If this is a report on all terrific Seattle cocktail bars, don’t pass up getting a drink downstairs at Tavern Law like we did. The vibe is much hipper, the noise much louder. The drinks, though, are probably just as sublime.
A stone’s throw, or a canon shot, from Tavern Law resides the smoking hot Canon. Only about 7 months old now, Canon is the domain, or emporium if you will, of Jamie Boudreau, one of Seattle’s most notable bartenders. The sign outside only mentions that a “whiskey and bitters emporium” resides behind these doors. It’s not a speakeasy, more of a steakhouse truthfully with plush booths on one side and what must be a thousand bottles of liquor decorating the back of the bar, as crammed as a bookshelf of classics at Oxford’s library. The handsome L shaped bar is the place to be overlooking the artists at work. On our visit the booths felt slightly crammed, along with a server who seemed none too excited about describing drinks or conversing with us.
You could go the whiskey and bitters route easily here. Drinkers of any persuasion will be satisfied, even for my beer drinking friend who enjoyed the always excellent Dale’s Pale Ale from Oskar Blues in Colorado. But, this is a cocktail joint really. I was torn on the signature Canon Cocktail. The body was an exceptional blend of rye and the Italian amaro, ramazotti, that boasts slight currant notes. It was smooth yet had enough citrus and burn to keep you always wide awake. The drink is topped with an superfluous cointreau foam, an unnecessarily sweet and frothy nod to Alinea and El Bulli that distracts from the drink and does nothing to enhance the already terrific cocktail. I ended up drinking all the foam first to get it out of the way.
Perhaps next time shall be the Union Club cocktail with rye, maraschino, fresh orange juice, and campari or the excellent idea of three different miniature Manhattan variations called the “Vermouth Experiment.” Or, be like another of my friends and just drink some whiskey. This is a cocktail joint and a whiskey and bitters emporium after all.
Over in Belltown, Rob Roy exudes a sexy grandeur that is part Parisian 1920’s club, part English countryside hunting lodge with its blend of sleek black and gold furniture enhanced by stuffed animal heads along the walls. You can of course get a Rob Roy here or a spot on rendition of any classics. Take up the challenge and try a new concept such as the Blonde Boxer, featuring Speyside scotch, dry vermouth, kummel, creme de cacao, dandelion, and burdock bitters.
I appreciated the creativity and execution of La Flama Blanca, especially at a steal of $6 during happy hour. Mezcal was tamed a bit by a house ginger syrup and lemon spritz. The main narrative was from the pimento dram, a wallop of clove tasting infused Caribbean rum that doesn’t necessarily hit the spot when mixed with the mezcal. For the cocktails and drop dead beautiful, impossibly chic interior, this would be a line around the block type of bar in New York. It was nearly empty during my visit, which should never be the case.
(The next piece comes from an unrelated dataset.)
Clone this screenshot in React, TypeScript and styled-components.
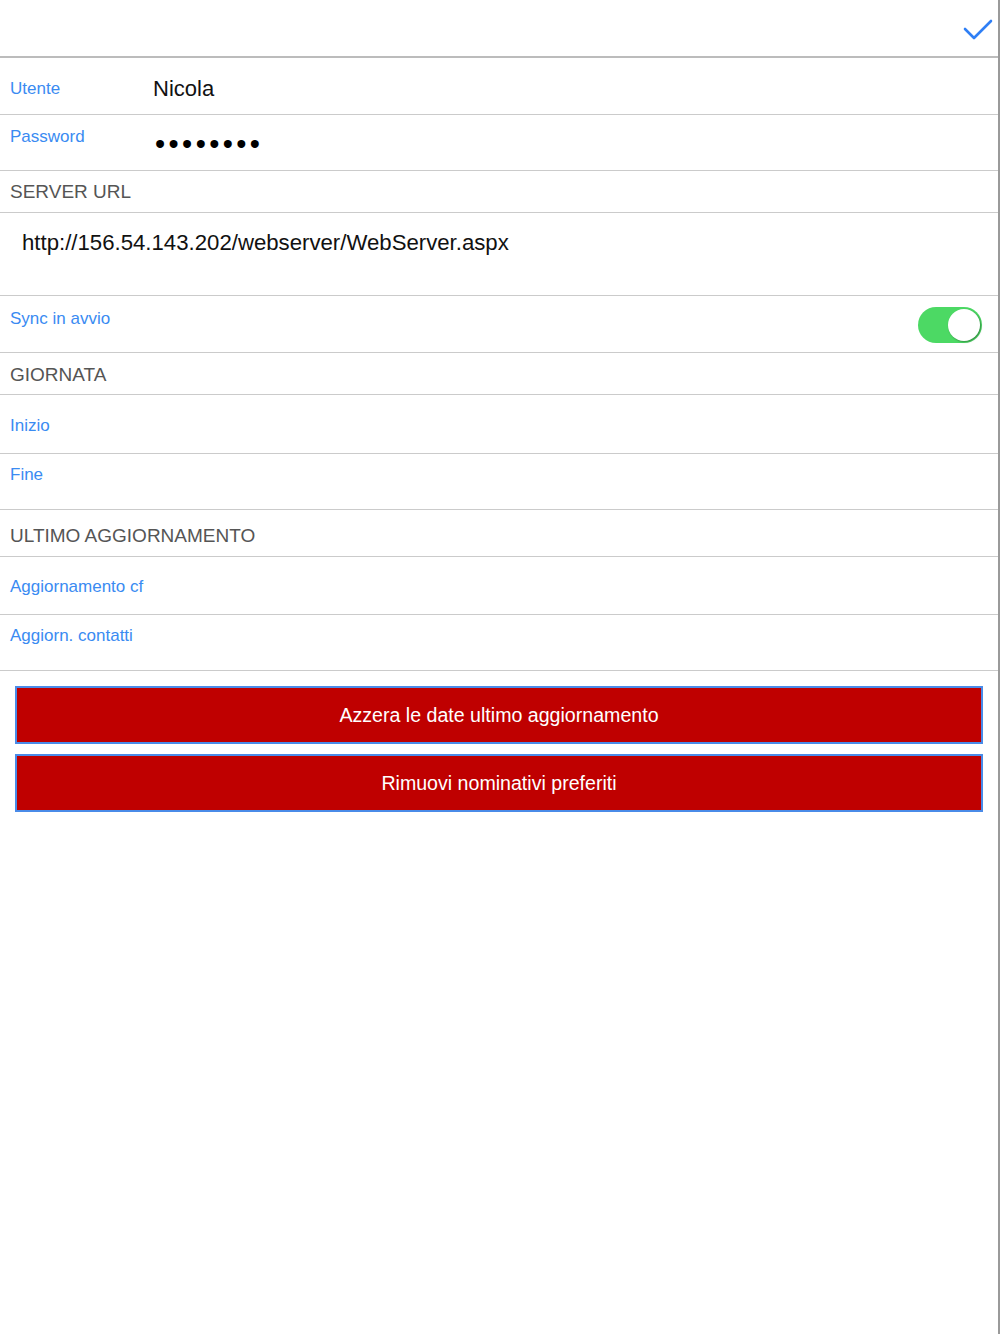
import React from "react";
import styled, { createGlobalStyle } from "styled-components";

const Global = createGlobalStyle`
  html, body { margin: 0; padding: 0; background: #fff; }
  body { font-family: "Liberation Sans", Arial, sans-serif; }
`;

const Screen = styled.div`
  width: 1000px;
  min-height: 1334px;
  box-sizing: border-box;
  border-right: 2px solid #9a9a9a;
  background: #fff;
  display: flex;
  flex-direction: column;
`;

const TopBar = styled.div`
  height: 58px;
  box-sizing: border-box;
  border-bottom: 2px solid #bcbcbc;
  display: flex;
  justify-content: flex-end;
  align-items: flex-start;
  padding: 18px 4px 0 0;
`;

const Row = styled.div<{ $h: number; $pad: number }>`
  height: ${(p) => p.$h}px;
  box-sizing: border-box;
  border-bottom: 1px solid #cbcbcb;
  padding-top: ${(p) => p.$pad}px;
  display: flex;
  align-items: flex-start;
  position: relative;
`;

const Label = styled.span<{ $w?: number }>`
  color: #3a8bf2;
  font-size: 17px;
  line-height: 20px;
  padding-left: 10px;
  width: ${(p) => (p.$w ? `${p.$w}px` : "auto")};
  flex-shrink: 0;
`;

const Value = styled.span`
  color: #111;
  font-size: 22px;
  line-height: 20px;
`;

const Dots = styled.span`
  color: #000;
  font-size: 29px;
  line-height: 20px;
  letter-spacing: 3.4px;
  margin-top: 7px;
  margin-left: 2px;
`;

const Header = styled.span`
  color: #555;
  font-size: 19px;
  line-height: 22px;
  padding-left: 10px;
`;

const UrlText = styled.span`
  color: #111;
  font-size: 22.2px;
  line-height: 24px;
  padding-left: 22px;
`;

const Toggle = styled.div<{ $on: boolean }>`
  position: absolute;
  right: 16px;
  top: 11px;
  width: 64px;
  height: 36px;
  border-radius: 18px;
  background: ${(p) => (p.$on ? "#4cd964" : "#e5e5e5")};
`;

const Knob = styled.div`
  position: absolute;
  right: 2px;
  top: 2px;
  width: 32px;
  height: 32px;
  border-radius: 50%;
  background: #fff;
  box-shadow: 1px 1px 2px rgba(0, 0, 0, 0.35);
`;

const Buttons = styled.div`
  display: flex;
  flex-direction: column;
  gap: 10px;
  padding: 15px 15px 0 15px;
`;

const RedButton = styled.button`
  width: 968px;
  height: 58px;
  box-sizing: border-box;
  background: #bf0000;
  border: 2px solid #4a8be8;
  color: #fff;
  font-family: "Liberation Sans", Arial, sans-serif;
  font-size: 19.6px;
  padding: 0;
  display: flex;
  align-items: center;
  justify-content: center;
  cursor: pointer;
`;

function Check() {
  return (
    <svg width="32" height="26" viewBox="0 0 32 26" fill="none">
      <polyline
        points="3,11 12,20 29,3"
        stroke="#2f7ff5"
        strokeWidth="2.6"
        strokeLinecap="round"
        strokeLinejoin="round"
      />
    </svg>
  );
}

export default function App() {
  return (
    <>
      <Global />
      <Screen>
        <TopBar>
          <Check />
        </TopBar>
        <Row $h={57} $pad={21}>
          <Label $w={143}>Utente</Label>
          <Value>Nicola</Value>
        </Row>
        <Row $h={56} $pad={12}>
          <Label $w={143}>Password</Label>
          <Dots>••••••••</Dots>
        </Row>
        <Row $h={42} $pad={10}>
          <Header>SERVER URL</Header>
        </Row>
        <Row $h={83} $pad={18}>
          <UrlText>http://156.54.143.202/webserver/WebServer.aspx</UrlText>
        </Row>
        <Row $h={57} $pad={13}>
          <Label>Sync in avvio</Label>
          <Toggle $on>
            <Knob />
          </Toggle>
        </Row>
        <Row $h={42} $pad={11}>
          <Header>GIORNATA</Header>
        </Row>
        <Row $h={59} $pad={21}>
          <Label>Inizio</Label>
        </Row>
        <Row $h={56} $pad={11}>
          <Label>Fine</Label>
        </Row>
        <Row $h={47} $pad={15}>
          <Header>ULTIMO AGGIORNAMENTO</Header>
        </Row>
        <Row $h={58} $pad={20}>
          <Label>Aggiornamento cf</Label>
        </Row>
        <Row $h={56} $pad={11}>
          <Label>Aggiorn. contatti</Label>
        </Row>
        <Buttons>
          <RedButton>Azzera le date ultimo aggiornamento</RedButton>
          <RedButton>Rimuovi nominativi preferiti</RedButton>
        </Buttons>
      </Screen>
    </>
  );
}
In the heart of tourist territory is the Zig Zag Cafe, a must on any itinerary for cocktailians due to the encyclopedia of nationwide awards it has won. Bartenders come and go, yet the bar is one of the most strongly stocked this side of Ernest Hemingway’s house. You will certainly walk by the bar at least five times looking for it, next to a Mexican restaurant, behind a wall of ivy and a beautiful garden trellis, mid way down the steps from Pike Place Market to the waterfront’s aquarium.
Soft lighting, plush booths, and that towering wall of bottles greets you , along with the very talkative bartenders. The menu is immense, so pick one randomly, or go for the describe your favorites to the bartender route. I chose that route hoping to have a Needle & Thread like ginger success, this time with banana. The mix of banana, ginger, and rum was a valiant effort at my beloved Andy Wahloo Spécial from Paris, but tasted of nothing but one dimensional banana juice. There was no depth, no ginger spice, no rum burn. While the banana cocktail was all banana, the Seventh Heaven was nothing but gin, with just vague notes of Dubonnet and maraschino. These weren’t bad cocktails in the least, simply not balanced appropriately. There is too much potential at Zig Zag to say it has lost its touch. Then again, a fair cocktail is not a world class cocktail. Luckily, the experience is still a joy because of the bartenders and seductive, rose colored, absolutely non-touristy atmosphere.
To wrap up here with a nightcap, restaurants are certainly jumping into the craft cocktail game to, at Walrus and Carpenter with the Bourbon and Atlas: bourbon, apricot brandy, tea syrup, lemon, and peach bitters, or any cocktail at Quoin in Fremont, next door to the exceptionally exciting Revel. Mistral started the high end cocktails at high end restaurant trend and now perhaps it may be Staple and Fancy, the flagship of Ethan Stowell’s in Ballard, that might be carrying the flag at the front. Or, at least they certainly have the most affable and knowledgeable bartenders who will make you anything and give you plenty of samples to help decide. Poppy on the other hand boats the exciting cocktails to give a thrill ride that sometimes go to far, like the unbalanced spice bomb Papi Delicious.
I can’t get past the Ginger Rogers at Needle & Thread. Such a perfect cocktail, as captivating as a sunny day view of Mount Rainier. I’m sure with the talent of cocktail artists in this city my next Ginger Rogers is lurking out there.